Жили мы на бульваре Сюше. Жара стояла необычайная, и спасались мы с Рагозиным от нее в Булонском лесу. Решили съездить в Версаль; бродим по парку — нет сил, очень жарко. Едет мимо извозчик — единственный в парке, лишь ему было разрешено представлять в Версале общественный транспорт.
«Вот бы прокатиться», — говорю мечтательно...
Слава тут же делает знак, извозчик останавливается, мой товарищ разваливается на сиденье:
«Миша, вы меня пригласили? Катайте!»
Разорил меня Слава! Но хорошего настроения (справедливые правила-то были приняты) он мне не испортил.

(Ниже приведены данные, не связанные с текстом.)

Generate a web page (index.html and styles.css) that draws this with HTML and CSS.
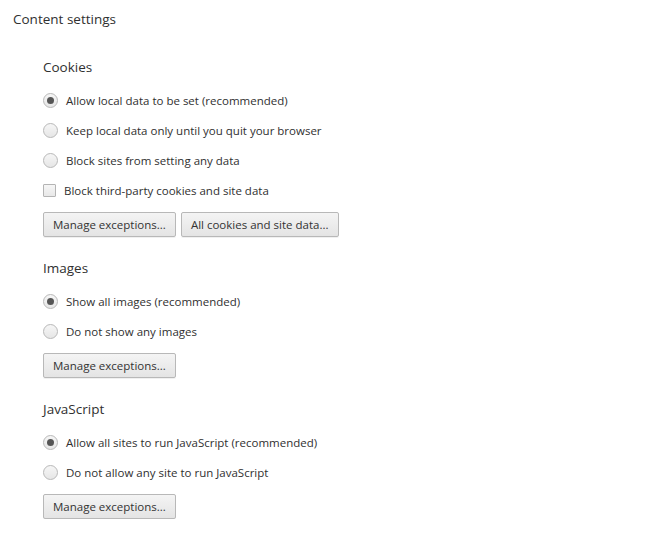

К матчу на первенство мира готовились с Рагозиным уже на Николиной горе. Ходили на лыжах, анализировали, но — непростительная самонадеянность — маловато сыграли тренировочных партий.. Бронштейна я недооценил, а может быть, недооценил опасности, которые были связаны с трехлетним отрывом от шахмат.
Как всегда, перед подготовкой стал я собирать литературу — за три года шахматного бездействия опубликованных материалов накопилось немало. Узнал, что зарубежные журналы и книги, которые поступали в Комитет физкультуры, хранятся в библиотеке института физкультуры, но на дом их не выдают. Отправился к председателю комитета Аполлонову на прием и попросил дать распоряжение в библиотеку.
Аполлонов долго молчал, а затем спросил:
«А как раньше вы готовились? Изучали литературу?» «Конечно, Аркадий Николаевич, изучал обязательно». «Так зачем же вам снова изучать?»
Я обомлел от изумления — такая мудрая мысль мне в голову не приходила! А ларчик просто открывался: и Бронштейн, и Аполлонов были в одном спортивном обществе... Достал я журналы и без Аполлонова.
Бронштейн, несомненно, тогда был силен, но талант его отличался своеобразием. Он хорошо вел сложную фигурную игру, весьма удачно располагал фигуры из общих соображений. В миттельшпиле он был поэтому опасен. Но там, где требовалась точность анализа, где надо было искать исключение из правил, Бронштейн был слабее. Точность анализа нужна в эндшпиле, там шахматист не имеет права ошибаться, так же как и сапер. Будь Бронштейн силен и в эндшпиле, я, конечно, проиграл бы ему матч. Кроме того, мне на пользу были человеческие и спортивные недостатки претендента — стремление к чудачеству, позерство, наивность в спортивной тактике и пр.